◆ **SUPPLIED MATERIAL**:
## BEGIN

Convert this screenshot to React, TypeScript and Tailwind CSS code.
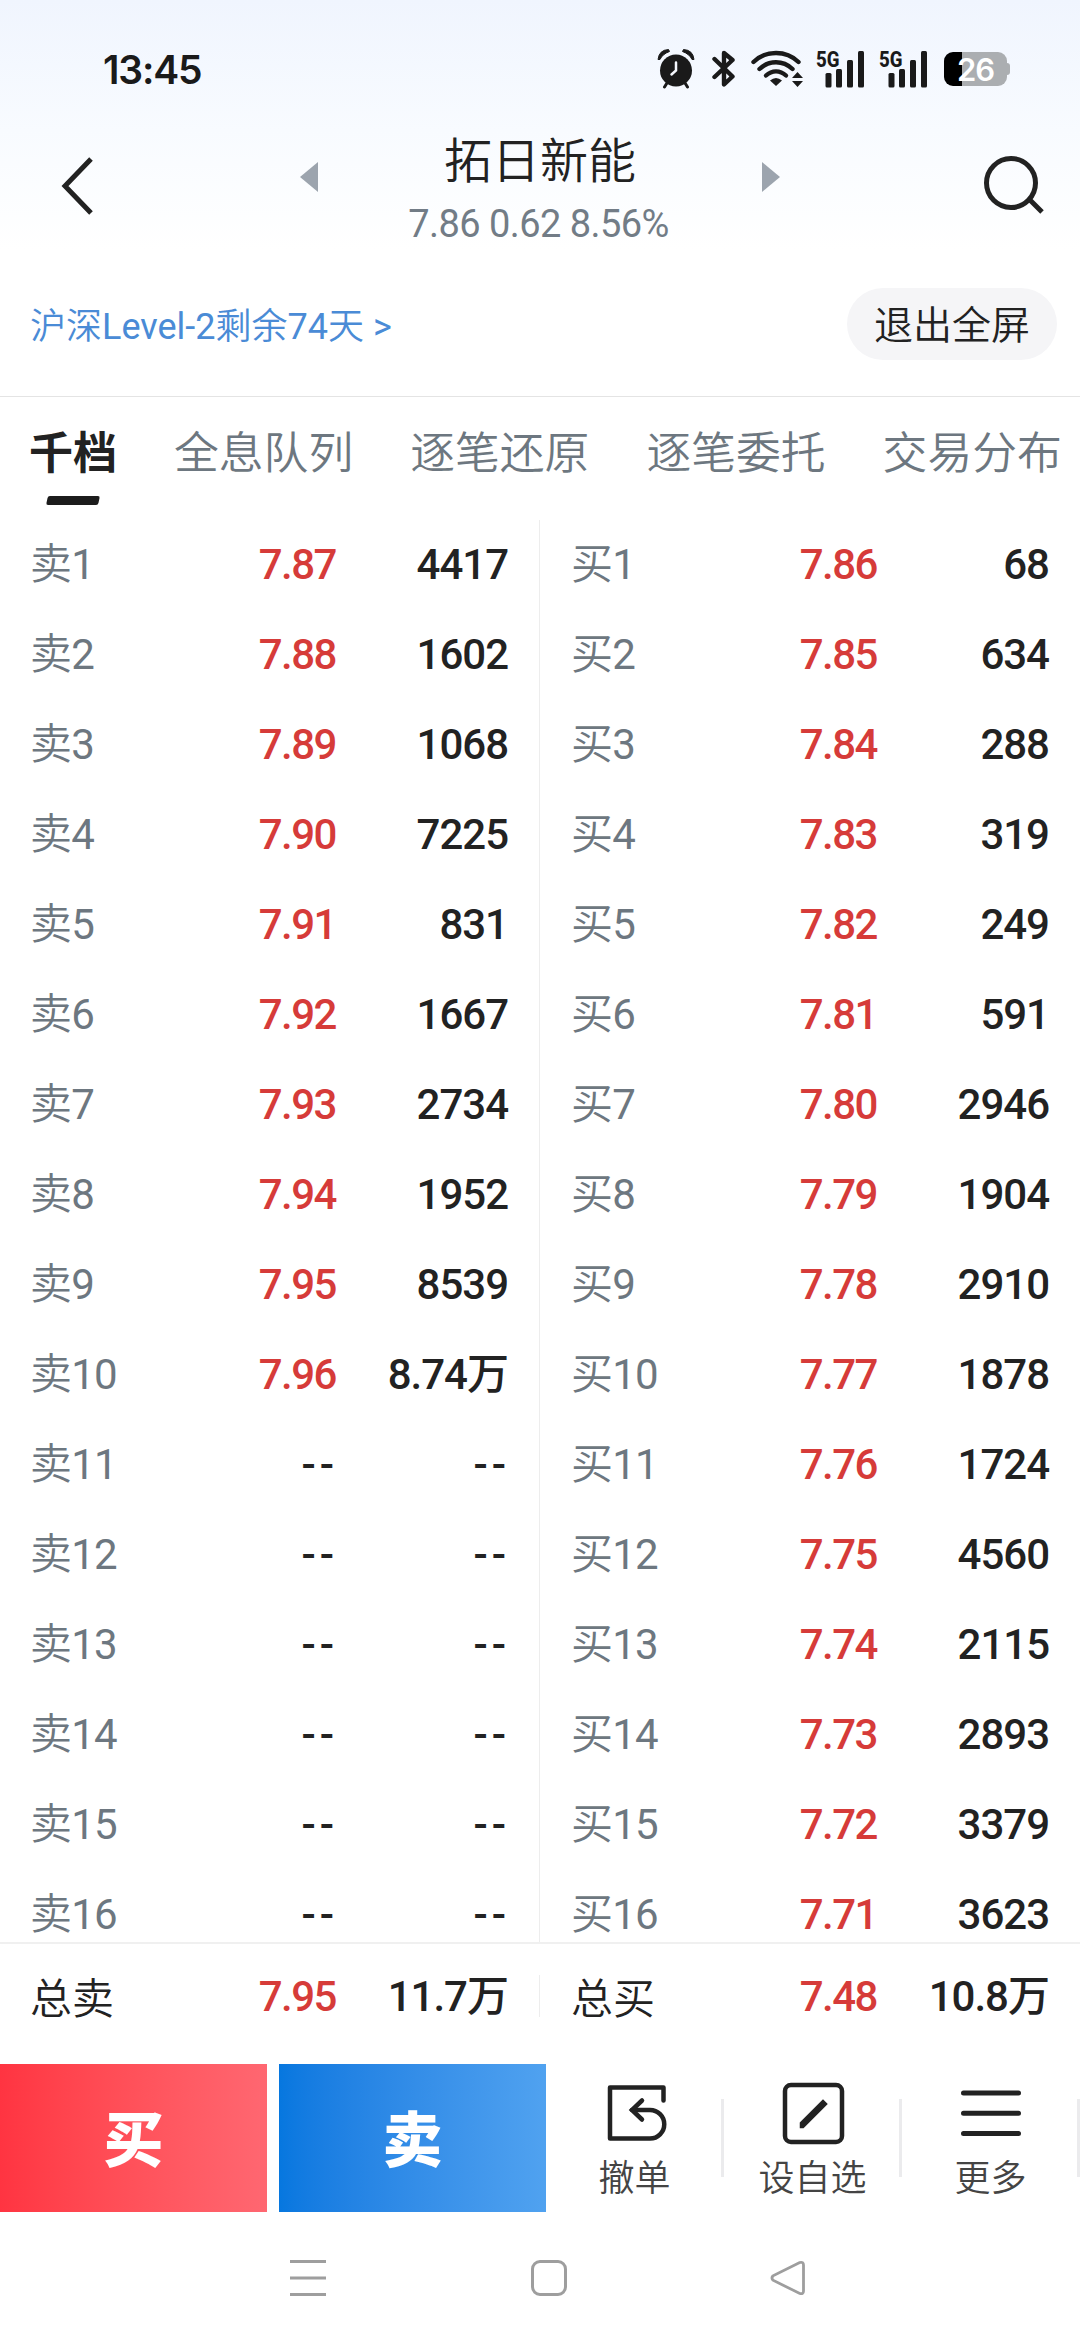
import React from "react";

const asks = [
  "7.87 4417", "7.88 1602", "7.89 1068", "7.90 7225", "7.91 831", "7.92 1667", "7.93 2734", "7.94 1952",
  "7.95 8539", "7.96 8.74万", "-- --", "-- --", "-- --", "-- --", "-- --", "-- --",
];
const bids = [
  "7.86 68", "7.85 634", "7.84 288", "7.83 319", "7.82 249", "7.81 591", "7.80 2946", "7.79 1904",
  "7.78 2910", "7.77 1878", "7.76 1724", "7.75 4560", "7.74 2115", "7.73 2893", "7.72 3379", "7.71 3623",
];

function Signal() {
  return (
    <svg width="50" height="48" viewBox="0 -4 50 48" className="shrink-0 overflow-visible" fill="#1a1a1a">
      <text x="0" y="17.500" fontSize="22.500" fontWeight="800" fontFamily="Roboto, sans-serif" textLength="23.500" lengthAdjust="spacingAndGlyphs">5G</text>
      <rect x="9.5" y="24" width="6" height="14.500" rx="1.5" />
      <rect x="20" y="20" width="6" height="18.500" rx="1.5" />
      <rect x="31" y="11" width="6" height="27.500" rx="1.5" />
      <rect x="42" y="2" width="6" height="36.500" rx="1.5" />
    </svg>
  );
}

function StatusBar() {
  return (
    <div className="flex h-[138px] items-center pl-[103px] pr-[70px]">
      <div className="flex-1 font-[Inter,sans-serif] text-[39px] leading-none font-semibold tracking-[-1.200px] text-[#1a1a1a]">13:45</div>
      <svg width="38" height="40" viewBox="0 0 38 40" className="mr-[17px] shrink-0">
        <circle cx="19" cy="21.5" r="16" fill="#1a1a1a" />
        <path d="M1 10.500 Q2 1 11.500 0.500 L12.500 2.500 Q5.500 5 3 10.500 Z M37 10.500 Q36 1 26.500 0.500 L25.500 2.500 Q32.500 5 35 10.500 Z" fill="#1a1a1a" stroke="#1a1a1a" strokeLinejoin="round" />
        <path d="M10 34 L7.5 38 M28 34 L30.500 38" stroke="#1a1a1a" strokeWidth="3" strokeLinecap="round" />
        <path d="M19 13.500 V21.500 L14.500 25.500" stroke="#f5f8fe" strokeWidth="2.500" fill="none" strokeLinecap="round" />
      </svg>
      <svg width="24" height="40" viewBox="0 0 24 40" className="mr-[15px] shrink-0">
        <path d="M2.500 10 L20.500 27.500 L12 35.500 V4 L20.500 11 L2.500 28" stroke="#1a1a1a" strokeWidth="4.400" fill="none" strokeLinecap="round" strokeLinejoin="round" />
      </svg>
      <svg width="52" height="40" viewBox="0 0 52 40" className="mr-[13px] shrink-0">
        <g stroke="#1a1a1a" strokeWidth="4.400" fill="none" strokeLinecap="round">
          <path d="M2.500 13 C15 1 35 1 47.500 13" />
          <path d="M8.500 20 C18 11 32 11 41.500 20" />
          <path d="M15 26.500 C21 21 29 21 35 26.500" />
        </g>
        <path d="M19 31.500 Q25 26.500 31 31.500 L25 37 Z" fill="#1a1a1a" />
        <path d="M41 29 L46.500 23 L52 29 Z M41 32 L46.500 38 L52 32 Z" fill="#1a1a1a" />
      </svg>
      <Signal />
      <div className="w-[13px]" />
      <Signal />
      <div className="ml-[15px] flex items-center">
        <div className="flex h-[34px] w-[63px] items-center justify-center rounded-[9px] bg-[linear-gradient(90deg,#000_18px,#abaeb1_18px)] font-[Inter,sans-serif] text-[31px] leading-none font-semibold tracking-[-1px] text-white">26</div>
        <div className="h-[12px] w-[3px] rounded-r-[3px] bg-[#abaeb1]" />
      </div>
    </div>
  );
}

function Header() {
  return (
    <div className="flex h-[128px] justify-between pl-[60px] pr-[34px]">
      <svg width="34" height="60" viewBox="0 0 34 60" className="mt-[18px]">
        <path d="M31 3 L5 30 L31 57" stroke="#222" strokeWidth="5" fill="none" />
      </svg>
      <div className="ml-[4px] flex w-[480px] justify-between">
        <svg width="18" height="30" viewBox="0 0 18 30" className="mt-[24px]"><path d="M18 0 V30 L0 15 Z" fill="#9ca4ae" /></svg>
        <div className="-mx-8 flex flex-col items-center whitespace-nowrap">
          <div className="text-[48px] leading-[48px] font-[350] text-[#222]">拓日新能</div>
          <div className="mt-[18px] mr-[3px] font-[Roboto,sans-serif] text-[38px] leading-[40px] tracking-[-0.550px] text-[#727c86]">7.86 0.62 8.56%</div>
        </div>
        <svg width="18" height="30" viewBox="0 0 18 30" className="mt-[24px]"><path d="M0 0 V30 L18 15 Z" fill="#9ca4ae" /></svg>
      </div>
      <svg width="64" height="64" viewBox="0 0 64 64" className="mt-[16px]">
        <circle cx="29" cy="29" r="24.500" stroke="#222" strokeWidth="5" fill="none" />
        <path d="M46 44 L60 58" stroke="#222" strokeWidth="5" />
      </svg>
    </div>
  );
}

function Row({ label, level, price, volume, total }: { label: string; level?: number; price: string; volume: string; total?: boolean }) {
  return (
    <div className="flex h-[90px] shrink-0 items-center text-[42px] leading-[90px] whitespace-nowrap">
      <div className={total ? "mt-[5px] w-[150px] font-[350] text-[#222]" : "w-[150px] font-[350] tracking-[-0.800px] text-[#6d7780]"}>
        {label}
        {level && <span className="font-normal">{level}</span>}
      </div>
      <div className={price === "--" ? "-mr-[2px] w-[158px] text-right font-medium tracking-[4px] text-[#222]" : "w-[156px] text-right font-medium tracking-[-1.500px] text-[#d63b39]"}>{price}</div>
      <div className={volume === "--" ? "-mr-[3px] w-[174px] text-right font-medium tracking-[4px] text-[#222]" : "w-[172px] text-right font-medium tracking-[-1px] text-[#222]"}>{volume}</div>
    </div>
  );
}

function Book({ side, rows }: { side: string; rows: string[] }) {
  return (
    <div className="flex flex-1 flex-col overflow-hidden pl-[30px]">
      {rows.map((r, i) => {
        const [price, volume] = r.split(" ");
        return <Row key={i} label={side} level={i + 1} price={price} volume={volume} />;
      })}
    </div>
  );
}

function Action({ label, children }: { label: string; children: React.ReactNode }) {
  return (
    <div className="flex flex-1 items-center">
      <div className="flex flex-1 flex-col items-center pt-[3px] pl-[2px]">
        <svg width="64" height="64" viewBox="0 0 64 64" fill="none" stroke="#222" strokeWidth="4.500">{children}</svg>
        <div className="mt-[14px] text-[36px] leading-[40px] font-[350] text-[#444]">{label}</div>
      </div>
      <div className="h-[78px] w-[3px] bg-[#ebebed]" />
    </div>
  );
}

export default function App() {
  const tabs = ["千档", "全息队列", "逐笔还原", "逐笔委托", "交易分布"];
  return (
    <div className="flex h-[2344px] w-[1080px] flex-col overflow-hidden bg-[linear-gradient(180deg,#f0f5fe_0px,#f8fbff_130px,#ffffff_250px)] font-[Roboto,'Noto_Sans_CJK_SC',sans-serif]">
      <StatusBar />
      <Header />
      <div className="flex h-[130px] shrink-0 items-center justify-between pl-[30px] pr-[23px] pb-[14px]">
        <div className="pt-[5px] text-[36px] leading-none text-[#4a8bd6]">
          <span className="font-[350]">沪深</span>Level-2<span className="font-[350]">剩余</span>74<span className="font-[350]">天</span> &gt;
        </div>
        <div className="flex h-[72px] w-[210px] items-center justify-center rounded-full bg-[#f5f5f7] pt-[4px] text-[39px] leading-none font-[350] text-[#222]">退出全屏</div>
      </div>
      <div className="h-px shrink-0 bg-[#e4e4e4]" />
      <div className="flex h-[123px] shrink-0 gap-[57px] pl-[29px] whitespace-nowrap">
        {tabs.map((t, i) => (
          <div key={t} className="flex flex-col items-center">
            <div className={i === 0 ? "mt-[32px] text-[44px] leading-[50px] font-bold text-[#222]" : "mt-[32px] text-[44.800px] leading-[50px] font-[350] text-[#6d7780]"}>{t}</div>
            {i === 0 && <div className="mt-[17px] h-[9px] w-[52px] -skew-x-12 rounded-[2px] bg-[#1c1c1c]" />}
          </div>
        ))}
      </div>
      <div className="flex h-[1422px] shrink-0 overflow-hidden">
        <div className="flex w-[539px] shrink-0"><Book side="卖" rows={asks} /></div>
        <div className="w-px bg-[#ededed]" />
        <div className="ml-[1px] flex flex-1"><Book side="买" rows={bids} /></div>
      </div>
      <div className="h-[2px] shrink-0 bg-[#f0f0f0]" />
      <div className="flex h-[120px] shrink-0">
        <div className="w-[539px] pt-[8px] pl-[30px]"><Row label="总卖" price="7.95" volume="11.7万" total /></div>
        <div className="mt-[31px] h-[42px] w-px bg-[#ededed]" />
        <div className="ml-[1px] pt-[8px] pl-[30px]"><Row label="总买" price="7.48" volume="10.8万" total /></div>
      </div>
      <div className="flex h-[148px] shrink-0 text-[60px] font-black text-white">
        <div className="mr-[12px] flex w-[267px] items-center justify-center bg-linear-to-r from-[#ff3441] to-[#ff6771] pt-[8px]">买</div>
        <div className="flex w-[267px] items-center justify-center bg-linear-to-r from-[#0677df] to-[#50a2f0] pt-[8px]">卖</div>
        <div className="flex flex-1 font-normal">
          <Action label="撤单">
            <path d="M60.500 19.500 V6.500 H7 V57.500 H47 A14.200 14.200 0 0 0 47 29 H29" strokeLinejoin="round" strokeLinecap="round" />
            <path d="M39 19.500 L29 29 L39 38.500" strokeLinecap="round" />
          </Action>
          <Action label="设自选">
            <rect x="4" y="4" width="57" height="57" rx="6" />
            <path d="M20 46 V42 L42 20 L45 23 L22 46 Z" fill="#222" strokeWidth="2.500" />
          </Action>
          <Action label="更多">
            <path d="M4.500 12 H59.500 M4.500 32.300 H59.500 M4.500 52.600 H59.500" strokeWidth="5" strokeLinecap="round" />
          </Action>
        </div>
      </div>
      <div className="flex flex-1 pt-[48px] pl-[290px]">
        <svg width="36" height="36" viewBox="0 0 36 36" className="mr-[205px]"><path d="M0 1.500 H36 M0 18 H36 M0 34.500 H36" stroke="#9e9e9e" strokeWidth="3" /></svg>
        <div className="mr-[203px] h-[36px] w-[36px] rounded-[9px] border-3 border-[#9e9e9e]" />
        <svg width="36" height="36" viewBox="0 0 36 36"><path d="M29.800 2.500 L3 15.800 Q1 18 3 20.200 L29.800 33.500 Q33.500 34.500 33.500 31 V5 Q33.500 1.500 29.800 2.500 Z" stroke="#9e9e9e" strokeWidth="2.800" fill="none" /></svg>
      </div>
    </div>
  );
}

## END

◆ **INSTRUCTIONS FOR THE TASK**: Skip every picture and return the lines above from the top through the one that contains "import React from".

◆ **SOLUTION TO THE EXERCISE**:
Convert this screenshot to React, TypeScript and Tailwind CSS code.
import React from "react";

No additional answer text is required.